> _WHAT IS BEING ASKED_
Skip every picture and transcribe the remaining material exactly.

* Start COLLECTED MATERIAL *

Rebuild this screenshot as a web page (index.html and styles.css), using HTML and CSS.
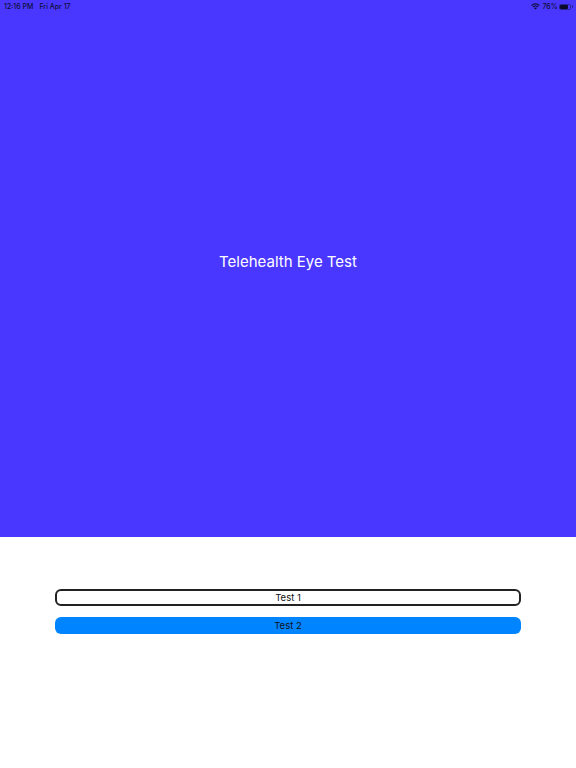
FILE: index.html
```html
<!DOCTYPE html>
<html lang="en">
<head>
<meta charset="utf-8">
<title>Telehealth Eye Test</title>
<link rel="stylesheet" href="styles.css">
</head>
<body>
<main class="screen">
  <section class="hero">
    <div class="status">
      <div class="status-left">
        <span>12:16 PM</span>
        <span>Fri Apr 17</span>
      </div>
      <div class="status-right">
        <svg class="wifi" viewBox="0 0 16 12" aria-hidden="true">
          <path d="M8 11.5 5.6 8.9a3.4 3.4 0 0 1 4.8 0Z"/>
          <path d="M4.5 7.8 3 6.2a7 7 0 0 1 10 0l-1.5 1.6a4.9 4.9 0 0 0-7 0Z"/>
          <path d="M1.9 5.1.4 3.5a10.8 10.8 0 0 1 15.2 0l-1.5 1.6a8.7 8.7 0 0 0-12.2 0Z"/>
        </svg>
        <span>76%</span>
        <div class="battery"><div class="battery-fill"></div></div>
        <div class="battery-cap"></div>
      </div>
    </div>
    <h1 class="title">Telehealth Eye Test</h1>
  </section>
  <section class="actions">
    <button class="btn btn-outline" type="button">Test 1</button>
    <button class="btn btn-filled" type="button">Test 2</button>
  </section>
</main>
</body>
</html>
```

FILE: styles.css
```css
* {
  box-sizing: border-box;
}

html,
body {
  margin: 0;
  height: 100%;
  background: #fff;
}

.screen {
  display: flex;
  flex-direction: column;
  width: 576px;
  height: 768px;
  font-family: Inter, "Liberation Sans", sans-serif;
}

.hero {
  display: flex;
  flex-direction: column;
  height: 537px;
  background: #4a37ff;
}

.status {
  display: flex;
  justify-content: space-between;
  align-items: center;
  height: 13px;
  padding: 0 3.5px 0 4px;
  color: #0d0d33;
  font-size: 7px;
  font-weight: 500;
  line-height: 12px;
}

.status-left {
  display: flex;
  gap: 6px;
}

.status-right {
  display: flex;
  align-items: center;
}

.wifi {
  width: 9px;
  height: 7px;
  margin-right: 2px;
  fill: #0d0d33;
}

.battery {
  width: 12px;
  height: 6px;
  margin-left: 1.5px;
  border: 0.5px solid #2a2390;
  border-radius: 1.5px;
}

.battery-fill {
  width: 76%;
  height: 100%;
  background: #0a0a28;
  border-radius: 1px;
}

.battery-cap {
  width: 1px;
  height: 3px;
  margin-left: 0.25px;
  background: #2a2390;
  border-radius: 0 1px 1px 0;
}

.title {
  margin: 237px 0 0;
  color: #fff;
  font-size: 15px;
  font-weight: 400;
  line-height: 24px;
  text-align: center;
}

.actions {
  display: flex;
  flex-direction: column;
  gap: 11px;
  padding: 52px 55px 0;
}

.btn {
  display: block;
  width: 100%;
  height: 17px;
  padding: 0;
  color: #111;
  font-family: inherit;
  font-size: 9.5px;
  line-height: 13px;
  text-align: center;
  border-radius: 6px;
}

.btn-outline {
  padding-bottom: 1px;
  background: #fff;
  border: 2px solid #222;
}

.btn-filled {
  background: #0084ff;
  border: 0;
}
```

* End COLLECTED MATERIAL *

> _TASK ANSWER_
Rebuild this screenshot as a web page (index.html and styles.css), using HTML and CSS.
FILE: index.html
```html
<!DOCTYPE html>
<html lang="en">
<head>
<meta charset="utf-8">
<title>Telehealth Eye Test</title>
<link rel="stylesheet" href="styles.css">
</head>
<body>
<main class="screen">
  <section class="hero">
    <div class="status">
      <div class="status-left">
        <span>12:16 PM</span>
        <span>Fri Apr 17</span>
      </div>
      <div class="status-right">
        <svg class="wifi" viewBox="0 0 16 12" aria-hidden="true">
          <path d="M8 11.5 5.6 8.9a3.4 3.4 0 0 1 4.8 0Z"/>
          <path d="M4.5 7.8 3 6.2a7 7 0 0 1 10 0l-1.5 1.6a4.9 4.9 0 0 0-7 0Z"/>
          <path d="M1.9 5.1.4 3.5a10.8 10.8 0 0 1 15.2 0l-1.5 1.6a8.7 8.7 0 0 0-12.2 0Z"/>
        </svg>
        <span>76%</span>
        <div class="battery"><div class="battery-fill"></div></div>
        <div class="battery-cap"></div>
      </div>
    </div>
    <h1 class="title">Telehealth Eye Test</h1>
  </section>
  <section class="actions">
    <button class="btn btn-outline" type="button">Test 1</button>
    <button class="btn btn-filled" type="button">Test 2</button>
  </section>
</main>
</body>
</html>
```

FILE: styles.css
```css
* {
  box-sizing: border-box;
}

html,
body {
  margin: 0;
  height: 100%;
  background: #fff;
}

.screen {
  display: flex;
  flex-direction: column;
  width: 576px;
  height: 768px;
  font-family: Inter, "Liberation Sans", sans-serif;
}

.hero {
  display: flex;
  flex-direction: column;
  height: 537px;
  background: #4a37ff;
}

.status {
  display: flex;
  justify-content: space-between;
  align-items: center;
  height: 13px;
  padding: 0 3.5px 0 4px;
  color: #0d0d33;
  font-size: 7px;
  font-weight: 500;
  line-height: 12px;
}

.status-left {
  display: flex;
  gap: 6px;
}

.status-right {
  display: flex;
  align-items: center;
}

.wifi {
  width: 9px;
  height: 7px;
  margin-right: 2px;
  fill: #0d0d33;
}

.battery {
  width: 12px;
  height: 6px;
  margin-left: 1.5px;
  border: 0.5px solid #2a2390;
  border-radius: 1.5px;
}

.battery-fill {
  width: 76%;
  height: 100%;
  background: #0a0a28;
  border-radius: 1px;
}

.battery-cap {
  width: 1px;
  height: 3px;
  margin-left: 0.25px;
  background: #2a2390;
  border-radius: 0 1px 1px 0;
}

.title {
  margin: 237px 0 0;
  color: #fff;
  font-size: 15px;
  font-weight: 400;
  line-height: 24px;
  text-align: center;
}

.actions {
  display: flex;
  flex-direction: column;
  gap: 11px;
  padding: 52px 55px 0;
}

.btn {
  display: block;
  width: 100%;
  height: 17px;
  padding: 0;
  color: #111;
  font-family: inherit;
  font-size: 9.5px;
  line-height: 13px;
  text-align: center;
  border-radius: 6px;
}

.btn-outline {
  padding-bottom: 1px;
  background: #fff;
  border: 2px solid #222;
}

.btn-filled {
  background: #0084ff;
  border: 0;
}
```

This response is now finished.